A word or two on cheese. I figure if I have some kind of interesting and flavorful cheese on hand – a blue cheese such as gorgonzola, or nice salty, crumbly feta – or a comforting cheddar or cottage cheese, then I can make some kind of meal, even if we haven’t much meat. A good cheese adds a wonderful dimension to Significant Salads.
Your leftover chicken might be in slices. If it isn’t, consider making a chicken salad out of the smaller pieces with a bit of onion or celery in it to occupy another part of the salad plate.

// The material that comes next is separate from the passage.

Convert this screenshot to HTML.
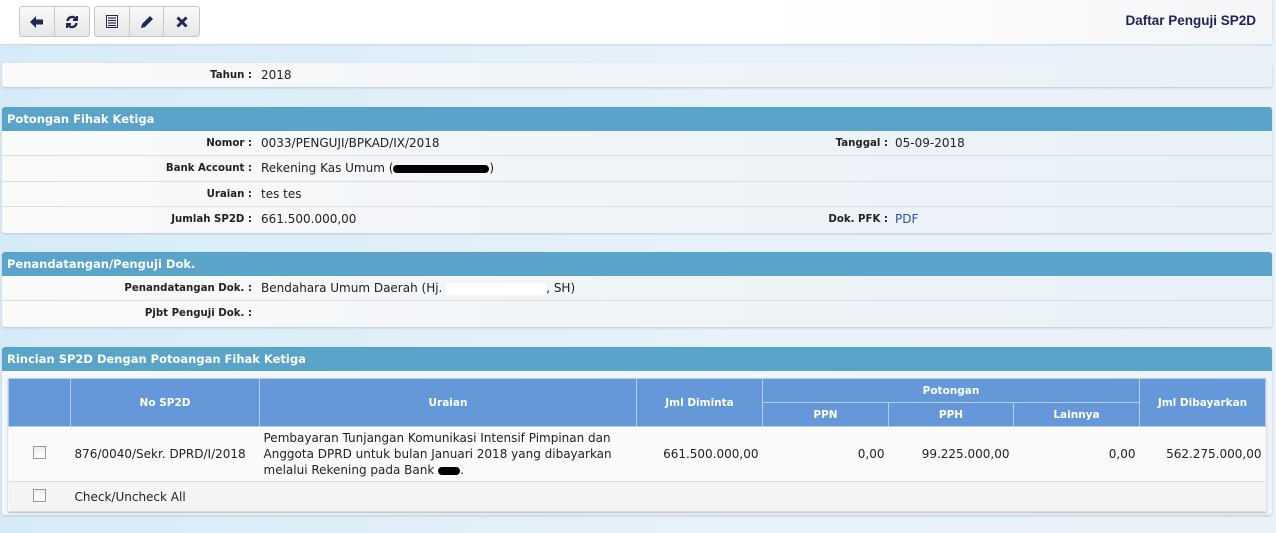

All green things, such as broccoli, green beans, zucchini spears, asparagus, even cauliflower, benefit tremendously from being blanched – it really improves the flavor. All it takes is a minute in boiling water, fish them out, cool in cold water, and drain them on a towel.
So now we have potato, chicken, green beans, broccoli, cherry tomatoes, cucumber, carrots, and miscellaneous. And lettuce. Looks good to me. What the balance of meat and vegetables is in this salad depends on your family. I plate a supper like this, so if someone at our table takes a dim view of broccoli or finds cucumbers disagree, then that person gets a bit more of the green beans and carrots instead. The gents in our house get more chicken.
If a big salad like this doesn’t cut it as a whole meal at your house, consider using it as the sole vegetable side dish with a piece of meat or fish. You’ll still get to use up all those pesky vegetable bits.
I am indebted to the Silver Palate Cookbook for this good, basic vinaigrette, which I adapted and keep on hand. Sometimes I vary it by using balsamic vinegar, or a flavored vinegar like raspberry. It can be the base for a blue cheese dressing; I just add some blue cheese to it and give it a whirl in the blender.
Send queries or answers to Sandy Oliver, 1061 Main Road, Islesboro 04848. E-mail: tastebuds@prexar.com.
Significant Salad to Clean Out the Fridge
Cold roasted chicken
Cold boiled potato
Blanched green beans, broccoli
Cherry tomatoes or very ripe tomatoes cut in wedges
Sliced cucumbers or cucumber pickles
Carrots cut in julienne or very thin slices
Large bowlful of washed and torn lettuce or mixed greens
Optional add-ons: feta cheese or blue cheese, diced celery, sliced scallions, pickled onions, olives.
Mayonnaise
Vinaigrette (recipe follows)
Cut the potato in small pieces, and, if you wish, add to it a bit of celery, scallion, or pickle, and dress with mayonnaise or vinaigrette. Set aside. Spread the lettuce on individual plates or on a large platter. Arrange the chicken, the potato salad and the vegetables over the lettuce, and garnish with the optional add-ons. Serve with vinaigrette or your favorite salad dressing on the side.
Vinaigrette
Makes one cup.
1 tablespoon prepared mustard (I like Maine’s Raye’s)
4 tablespoons of red wine or other vinegar
1 teaspoon of granulated sugar
1/2 teaspoon of salt
1/2 teaspoon ground black pepper
Parsley, garlic, chives (optional)
1/2 cup olive oil
Whisk in a bowl or blend in a blender the mustard, vinegar, sugar, salt and herbs until it is thoroughly blended. Then add the oil very slowly whisking or blending constantly until all the oil is added and you have a thick mixture, ready to use.